Я совершенно точно стою на позиции, что нужно расследование. Подчеркну, что следствие — это когда установлен факт преступления. Доследственная проверка — это когда нужно понять, совершалось преступление или нет. Сначала медики. За медиками, если обнаружено химическое вещество, — химики, определяющие бытовой или криминальный характер веществ. За ними криминалисты, которые определяют, если вещество криминальное, оно было случайно применено или нет. Только за ними — в четвертую очередь политики, когда уже врачи, химики и криминалисты сделали свои заключения. Нам же сейчас предложили на основании очень непонятных данных сразу перейти к политическим выводам. Избавьте меня от этого, я слишком уважаю верховенство закона и права человека, чтобы идти этим путем.
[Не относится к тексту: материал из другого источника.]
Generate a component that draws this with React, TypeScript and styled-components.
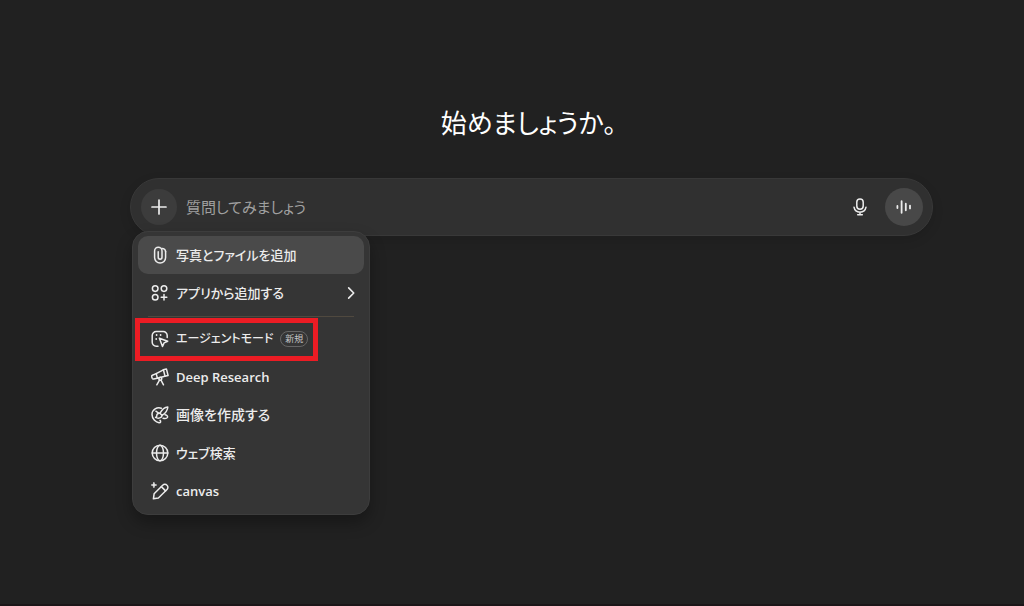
import React from "react";
import styled, { createGlobalStyle } from "styled-components";

const GlobalStyle = createGlobalStyle`
  *, *::before, *::after { box-sizing: border-box; }
  body {
    margin: 0;
    background: #212121;
    color: #ececec;
    font-family: "Open Sans", "Noto Sans CJK JP", sans-serif;
    font-feature-settings: "palt";
  }
  button, input { font: inherit; font-feature-settings: inherit; color: inherit; }
`;

const Page = styled.main`
  display: flex;
  flex-direction: column;
  min-height: 100vh;
  padding: 98px 91px 0 130px;
  border-bottom: 2px solid #1b1618;
`;

const Heading = styled.h1`
  margin: 0 6px 32px 0;
  text-align: center;
  font-family: "Noto Sans CJK JP", sans-serif;
  font-size: 26px;
  font-weight: 400;
  line-height: 48px;
  color: #fff;
`;

const Composer = styled.form`
  position: relative;
  display: flex;
  align-items: center;
  height: 58px;
  padding: 0 9px 0 10px;
  border: 1px solid #383838;
  border-radius: 29px;
  background: #303030;
  box-shadow: 0 4px 12px rgba(0, 0, 0, 0.12);
`;

const RoundButton = styled.button<{ $size: number; $fill: string }>`
  display: flex;
  flex: none;
  align-items: center;
  justify-content: center;
  width: ${(p) => p.$size}px;
  height: ${(p) => p.$size}px;
  padding: 0;
  border: 0;
  border-radius: 50%;
  background: ${(p) => p.$fill};
`;

const Prompt = styled.input`
  flex: 1;
  min-width: 0;
  height: 32px;
  margin: 0 9px;
  padding: 0;
  border: 0;
  outline: 0;
  background: transparent;
  font-size: 15px;
  &::placeholder { color: #a0a0a0; opacity: 1; }
`;

const Menu = styled.div`
  position: absolute;
  top: 52px;
  left: 1px;
  width: 238px;
  padding: 4px 5px;
  border: 1px solid #3d3d3d;
  border-radius: 16px;
  background: #353535;
  box-shadow: 0 8px 16px rgba(0, 0, 0, 0.3);
`;

const MenuItem = styled.button<{ $active?: boolean }>`
  position: relative;
  display: flex;
  align-items: center;
  gap: 7px;
  width: 100%;
  height: 38px;
  padding: 0 6px 0 13px;
  border: 0;
  border-radius: 10px;
  background: ${(p) => (p.$active ? "#4a4a4a" : "transparent")};
  line-height: 20px;
  text-align: left;
  white-space: nowrap;
  svg { flex: none; }
`;

const labelSizes = { small: 12, medium: 13, large: 14 };

const Label = styled.span<{ $grow?: boolean; $size?: keyof typeof labelSizes; $latin?: boolean }>`
  flex: ${(p) => (p.$grow ? 1 : "none")};
  font-size: ${(p) => labelSizes[p.$size ?? "medium"]}px;
  font-weight: ${(p) => (p.$latin ? 600 : 500)};
`;

const Divider = styled.hr`
  height: 1px;
  margin: 4px 10px 3px;
  border: 0;
  background: #50493f;
`;

const Badge = styled.span`
  padding: 0 4px;
  border: 1px solid #666;
  border-radius: 8px;
  font-size: 9px;
  line-height: 14px;
  color: #c4c4c4;
`;

const Highlight = styled.span`
  position: absolute;
  top: -2px;
  left: -3px;
  width: 183px;
  height: 43px;
  border: 5px solid #ec1c24;
  pointer-events: none;
`;

const Icon = ({ size = 18, children }: { size?: number; children: React.ReactNode }) => (
  <svg width={size} height={size} viewBox="0 0 18 18" fill="none" stroke="#ececec"
    strokeWidth="1.5" strokeLinecap="round" strokeLinejoin="round" aria-hidden="true">
    {children}
  </svg>
);

const PlusIcon = () => <Icon><path strokeWidth="1.7" d="M9 2v14M2 9h14" /></Icon>;

const MicIcon = () => (
  <Icon>
    <rect x="5.8" y="0.9" width="6.4" height="10.4" rx="3.2" />
    <path d="M3 9.2a6.1 6.1 0 0 0 12 0M9 14v2.7M6.7 16.8h4.6" />
  </Icon>
);

const VoiceIcon = () => (
  <Icon>
    <path strokeWidth="1.8" d="M2.4 8v2M6.6 3.2v11.6M10.8 5.7v6.6M15 7.6v2.8" />
  </Icon>
);

const ClipIcon = () => (
  <Icon>
    <path d="M14.6 5.6v6a5.5 5.5 0 0 1-11 0V5A3.7 3.7 0 0 1 11 5v6.3a1.9 1.9 0 0 1-3.8 0V5.7" />
    <path d="M11 2.4a3.4 3.4 0 0 1 3.6 3.4" />
  </Icon>
);

const AppsIcon = () => (
  <Icon>
    <circle cx="4.2" cy="4.6" r="2.8" />
    <circle cx="13" cy="4.6" r="2.8" />
    <circle cx="4.2" cy="13.2" r="2.8" />
    <path d="M13 10.4v5.6M10.2 13.2h5.6" />
  </Icon>
);

const AgentIcon = () => (
  <Icon>
    <path d="M7 16.2H5.2A4 4 0 0 1 1.2 12.2V5.5a4 4 0 0 1 4-4h7a4 4 0 0 1 4 4v2" />
    <path d="M8.4 8.2l8.3 3.1-3.6 1.6-1.6 3.6z" />
    <path d="M5.6 5v.1M9.6 5v.1M5.2 9v.1" strokeWidth="1.8" />
  </Icon>
);

const TelescopeIcon = () => (
  <Icon>
    <path d="M5.2 5.6l7.2-3.8 3-.9 1.7 6.6-3.3.8-7.4 1.9z" />
    <path d="M5.2 5.6l-3.8 1.7c-.7.3-.9.8-.7 1.4l.5 1.5c.3.7.8.8 1.5.7l3.7-.7M12.4 1.8l1.6 6.3" />
    <circle cx="9.3" cy="10.8" r="1.5" />
    <path d="M8.5 12.2l-2.7 4.6M10 12.2l2.5 4.6" />
  </Icon>
);

const ImageIcon = () => (
  <Icon>
    <path d="M10.4 2.3C6.2.6 1 3.6 1 8.5c0 4.8 4.2 7.9 7 8.2 1.9.1 2-1.4 1-2.3" />
    <path d="M16.8 1c-2.5.1-6 2.8-7.9 6.3l2.2 2.1C14.4 7.6 16.8 3.7 16.8 1z" />
    <path d="M8.8 7.3c-2-.3-3.2 1.1-3 2.4.1 1-.6 1.4-1.2 1.7 2.7 1.5 6.3.5 6.5-2" />
    <path d="M14 8.7c2.2.4 3 1.7 2.4 2.8-.6 1.1-2.4 1.2-4.3.8M4.9 5.2l3 2.1" />
  </Icon>
);

const GlobeIcon = () => (
  <Icon>
    <circle cx="9" cy="9" r="7.8" />
    <ellipse cx="9" cy="9" rx="3.5" ry="7.8" />
    <path d="M1.2 9h15.6" />
  </Icon>
);

const CanvasIcon = () => (
  <Icon>
    <path d="M3.1 11.8l8.6-8.6a3 3 0 0 1 4.3 0 3 3 0 0 1 0 4.3L7.4 16l-5 .8z" />
    <path d="M10.3 4.6l4.3 4.3" />
    <path d="M2.9 0l.8 2.2 2.2.8-2.2.8-.8 2.2-.8-2.2L0 3l2.1-.8z" fill="#ececec" stroke="#ececec" strokeWidth="0.5" />
  </Icon>
);

const ChevronIcon = () => (
  <Icon size={14}><path strokeWidth="2.1" d="M6 2.5l6.5 6.5L6 15.5" /></Icon>
);

export default function App() {
  return (
    <>
      <GlobalStyle />
      <Page>
        <Heading>始めましょうか。</Heading>
        <Composer onSubmit={(e) => e.preventDefault()}>
          <RoundButton type="button" $size={36} $fill="#3c3c3c" aria-label="追加" aria-expanded="true">
            <PlusIcon />
          </RoundButton>
          <Prompt type="text" placeholder="質問してみましょう" aria-label="質問してみましょう" />
          <RoundButton type="button" $size={50} $fill="transparent" aria-label="音声入力">
            <MicIcon />
          </RoundButton>
          <RoundButton type="button" $size={38} $fill="#484848" aria-label="音声モード">
            <VoiceIcon />
          </RoundButton>
          <Menu role="menu">
            <MenuItem type="button" role="menuitem" $active>
              <ClipIcon />
              <Label>写真とファイルを追加</Label>
            </MenuItem>
            <MenuItem type="button" role="menuitem">
              <AppsIcon />
              <Label $grow>アプリから追加する</Label>
              <ChevronIcon />
            </MenuItem>
            <Divider />
            <MenuItem type="button" role="menuitem">
              <AgentIcon />
              <Label $size="small">エージェントモード</Label>
              <Badge>新規</Badge>
              <Highlight />
            </MenuItem>
            <MenuItem type="button" role="menuitem">
              <TelescopeIcon />
              <Label $latin>Deep Research</Label>
            </MenuItem>
            <MenuItem type="button" role="menuitem">
              <ImageIcon />
              <Label $size="large">画像を作成する</Label>
            </MenuItem>
            <MenuItem type="button" role="menuitem">
              <GlobeIcon />
              <Label>ウェブ検索</Label>
            </MenuItem>
            <MenuItem type="button" role="menuitem">
              <CanvasIcon />
              <Label $latin>canvas</Label>
            </MenuItem>
          </Menu>
        </Composer>
      </Page>
    </>
  );
}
Ситуация в Карабахе довольно сложная, очень тяжелая. Только что было заявление от МИДа Турции, что она готова поддержать Азербайджан, как за столом переговоров, так и на поле боя. Как вы смотрите на эту ситуацию и готовится ли Россия помочь Армении?
Самое плохое, что может произойти в этом конфликте, — это растаскивание его по противоборствующим сторонам, когда какие-то внешние игроки поддерживают одних, а другие поддерживают других. Мне неизвестно о других странах, которые бы делали такие заявления, как Турция. Что-то сказал Афганистан, что-то сказал Пакистан, но без далеко идущих последствий. Слава богу, этих стран крайне мало, потому что это наиболее деструктивная позиция, которую можно занять в этом конфликте.
Мы не рассматриваем этот конфликт, как необходимость выбора стороны. Для нас Армения, Азербайджан в равной степени союзники. Я говорю без патетики и без попыток уйти от прямого ответа. Мы крайне заинтересованы в том, чтобы прекратилась боевая фаза и вновь наступил переговорный процесс. Пусть и вялотекущий. Худой мир лучше доброй войны при любых обстоятельствах.
Хотелось бы, чтобы заявления оценили в Баку. Когда Анкара начинает комментировать ситуацию на территории Азербайджана, это вызывает у меня множество вопросов. Тем более, когда Анкара начинает обвинять Армению в оккупации части территории. Я бы напомнил, что у Турции есть свой Северный Кипр.
Поступит запрос Еревана официальной Москве о запросе военной помощи. Что вы будете делать?
Я бы не стал спекулировать на тему, что будет, если он поступит. Его нет, а значит сохраняется надежда, что стороны справятся самостоятельно с этой ситуацией. Стороны справятся с эмоциями, а не друг с другом через военные победы. Для того, чтобы эмоции утихли, требуется не бряцанье оружием со стороны внешним партнеров. В данном случае Турции. Требуется последовательная, спокойная работа по тому, чтобы убедить Баку и Ереван развести войска и сесть за стол переговоров. Это то, чем занимается Москва.